The blast… left little intact, shattered bone and pulverised mortality, reduced all nearby life to charred stubble.

Chapter 4 begins, A mobile phone vibrating on a hard surface sounds like a fart, and it will be noted by the astute reader that flatulence is very much part of the Jackson Lamb persona. By such means, Lamb receives a phone call in the wee small hours of the morning. There has been a shooting at the home of a retired spook, David Cartwright. Lamb, rude, crude, obnoxious, has known the O B – Old Bastard – for years, actually worked with him way back when. The body, in Cartwright’s upstairs bathroom, appears to be that of a Slough House operative. Lamb, as chief, is called on to identify it.

He is concerned about Cartwright, missing from his home even though his old, pristine Morris Minor is still in the garage. The O B is in the early stages of dementia and is forever on the lookout for stoats. They are everywhere in the community; he must take every precaution to avoid their scrutiny.

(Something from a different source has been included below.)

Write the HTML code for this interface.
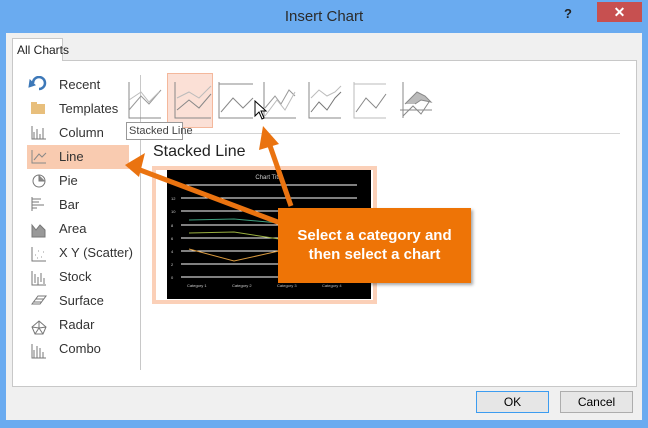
<!DOCTYPE html>
<html><head><style>
*{margin:0;padding:0;box-sizing:border-box}
body{width:648px;height:428px;overflow:hidden;background:#6aabf0;font-family:"Liberation Sans",sans-serif;position:relative}
.a{position:absolute;white-space:nowrap}
.t{font-size:13px;color:#333;left:59px;line-height:14px}
</style></head><body>
<div class="a" style="left:0;top:0;width:648px;height:33px;text-align:center;font-size:15px;line-height:33px;color:#2b2b2b">Insert Chart</div>
<div class="a" style="left:564px;top:6px;font-size:13px;font-weight:bold;color:#222">?</div>
<div class="a" style="left:597px;top:2px;width:45px;height:20px;background:#c75050;color:#fff;text-align:center;font-size:14px;line-height:20px;font-weight:bold">✕</div>
<div class="a" style="left:6px;top:33px;width:636px;height:387px;background:#f0f0f0"></div>
<div class="a" style="left:12px;top:60px;width:625px;height:327px;background:#fff;border:1px solid #c8c8c8"></div>
<div class="a" style="left:12px;top:38px;width:51px;height:23px;background:#fff;border:1px solid #c8c8c8;border-bottom:none;font-size:12px;line-height:22px;padding-left:4px;color:#222">All Charts</div>
<div class="a" style="left:140px;top:75px;width:1px;height:295px;background:#c8c8c8"></div>
<div class="a" style="left:27px;top:145px;width:102px;height:24px;background:#f9cbb0"></div>
<div class="a t" style="top:78px">Recent</div>
<div class="a t" style="top:102px">Templates</div>
<div class="a t" style="top:126px">Column</div>
<div class="a t" style="top:150px">Line</div>
<div class="a t" style="top:174px">Pie</div>
<div class="a t" style="top:198px">Bar</div>
<div class="a t" style="top:222px">Area</div>
<div class="a t" style="top:246px">X Y (Scatter)</div>
<div class="a t" style="top:270px">Stock</div>
<div class="a t" style="top:294px">Surface</div>
<div class="a t" style="top:318px">Radar</div>
<div class="a t" style="top:342px">Combo</div>
<svg class="a" style="left:28px;top:76px" width="22" height="290" fill="none" stroke="#777" stroke-width="1">
<path d="M5 7 A6 6 0 1 1 11 13" stroke="#3d78b8" stroke-width="2.5"/><path d="M2 4 L7 9 L1 11Z" fill="#3d78b8" stroke="#3d78b8"/>
<rect x="3" y="28" width="14" height="10" fill="#e8bf7c" stroke="none"/><rect x="3" y="26" width="6" height="3" fill="#e8bf7c" stroke="none"/>
<path d="M4 50v13h14M6 56v7M9 53v10M12 58v5M15 52v11"/>
<path d="M4 74v13h14M6 84l5-6 3 3 4-4" stroke="#888"/>
<circle cx="11" cy="105" r="6"/><path d="M11 99v6h6" fill="#888"/>
<path d="M4 121v14M4 123h9M4 126h7M4 129h12M4 132h5"/>
<path d="M4 149l4 5 4-5 5 5v7H4z" fill="#999" stroke="#777"/>
<path d="M4 171v14h14"/><path d="M7 179h1M10 175h1M13 181h1M9 182h1M15 176h1" stroke="#999"/>
<path d="M4 195v14h14M7 198v9M10 201v8M13 197v9M16 202v6"/>
<path d="M4 228l6-8h8l-6 8z M6 226h8M8 223h8"/>
<path d="M11 245l7 6-3 7h-8l-3-7z M11 245v7l7-1M11 252l4 6M11 252l-4 6M11 252l-7-1"/>
<path d="M4 268v14h14M6 274v8M9 270v12M12 272v10M15 276v6"/>
</svg>
<div class="a" style="left:167px;top:73px;width:46px;height:55px;background:#fbe0d6;border:1px solid #f4b89c"></div>
<svg class="a" style="left:125px;top:80px" width="320" height="42" fill="none" stroke="#888" stroke-width="1">
<path d="M4 2v36h32"/><path d="M4 30l12-14 8 8 12-14" stroke="#999"/><path d="M4 20l12-8 8 10 10-10" stroke="#bbb"/>
<path d="M50 2v36h36"/><path d="M52 30l12-10 10 8 12-14"/><path d="M52 18l12-6 10 6 12-12" stroke="#bbb"/>
<path d="M94 2v36h34M94 4h34"/><path d="M96 32l12-14 10 10 10-10"/>
<path d="M139 2v36h32"/><path d="M140 28l10-12 6 8 8-14 6 6" stroke="#999"/><path d="M140 36l12-16 8 10 10-18" stroke="#bbb"/>
<path d="M184 2v36h32"/><path d="M186 32l8-10 8 8 8-12 6-6" stroke="#777"/><path d="M186 18l8-8 8 6 8-4 6-6" stroke="#bbb"/>
<path d="M229 2v36h32M229 4h32" stroke="#bbb"/><path d="M231 32l10-14 10 10 10-14"/>
<path d="M278 2v36M275 30h32"/><path d="M280 24l12-12 8 4 6 6-10-2-6 4" fill="#bbb"/><path d="M278 36l10-10 8 8 8-12"/>
</svg>
<div class="a" style="left:153px;top:133px;width:467px;height:1px;background:#d4d4d4"></div>
<div class="a" style="left:126px;top:122px;width:57px;height:18px;background:#fff;border:1px solid #999;font-size:11px;line-height:16px;padding-left:2px;color:#444">Stacked Line</div>
<svg class="a" style="left:254px;top:100px" width="14" height="22"><path d="M1 1v15l4-4 3 7 2-1-3-7h5z" fill="#fff" stroke="#000"/></svg>
<div class="a" style="left:153px;top:143px;font-size:16px;color:#222">Stacked Line</div>
<div class="a" style="left:152px;top:166px;width:225px;height:138px;border:4px solid #fbd0b8;background:#fff"></div>
<svg class="a" style="left:167px;top:170px" width="204" height="129">
<rect width="204" height="129" fill="#000"/>
<text x="102" y="9" fill="#ccc" font-size="6" text-anchor="middle">Chart Title</text>
<g stroke="#fff" stroke-width="1"><path d="M14 15h176M14 28h176M14 41h176M14 55h176M14 68h176M14 81h176M14 94h176M14 107h176"/></g>
<g fill="#ccc" font-size="4"><text x="4" y="30">12</text><text x="4" y="43">10</text><text x="4" y="57">8</text><text x="4" y="70">6</text><text x="4" y="83">4</text><text x="4" y="96">2</text><text x="4" y="109">0</text>
<text x="20" y="117">Category 1</text><text x="65" y="117">Category 2</text><text x="110" y="117">Category 3</text><text x="155" y="117">Category 4</text></g>
<path d="M22 79l45 12 45-10" stroke="#d89a40" fill="none"/>
<path d="M22 63l45-1 45 7" stroke="#9ab040" fill="none"/>
<path d="M22 50l45-1 45 4 38-11" stroke="#40a080" fill="none"/>
</svg>
<svg class="a" style="left:0;top:0" width="648" height="428">
<g stroke="#ea7310" stroke-width="5" fill="#ea7310">
<path d="M283 224L140 170"/><path d="M125 165l20-12-6 24z" stroke="none"/>
<path d="M291 206L268 140"/><path d="M263 126l16 18-20 6z" stroke="none"/></g>
</svg>
<div class="a" style="left:278px;top:208px;width:193px;height:75px;background:#ee7406;box-shadow:2px 2px 3px rgba(0,0,0,.35);color:#fff;font-weight:bold;font-size:15px;text-align:center;line-height:19px;padding-top:18px">Select a category and<br>then select a chart</div>
<div class="a" style="left:476px;top:391px;width:73px;height:22px;border:1px solid #3c9cf0;background:#e6e6e6;font-size:12px;text-align:center;line-height:20px">OK</div>
<div class="a" style="left:560px;top:391px;width:73px;height:22px;border:1px solid #adadad;background:#e6e6e6;font-size:12px;text-align:center;line-height:20px">Cancel</div>
</body></html>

I’m not going to tell a lot about the storyline; pretty much anything said might act as a spoiler. Suffice to say, the investigation heads off to France, a commune, old foes and, through it all, a connection between the two main threads. Those who’ve already formed an attachment to Herron’s work and the Slough House mob will find Spook Street a natural progression. Those with no prior ken of his writing, his character development and his levity are in for a pleasant surprise.

Can there be humour in the dour world of espionage? You’d better believe it!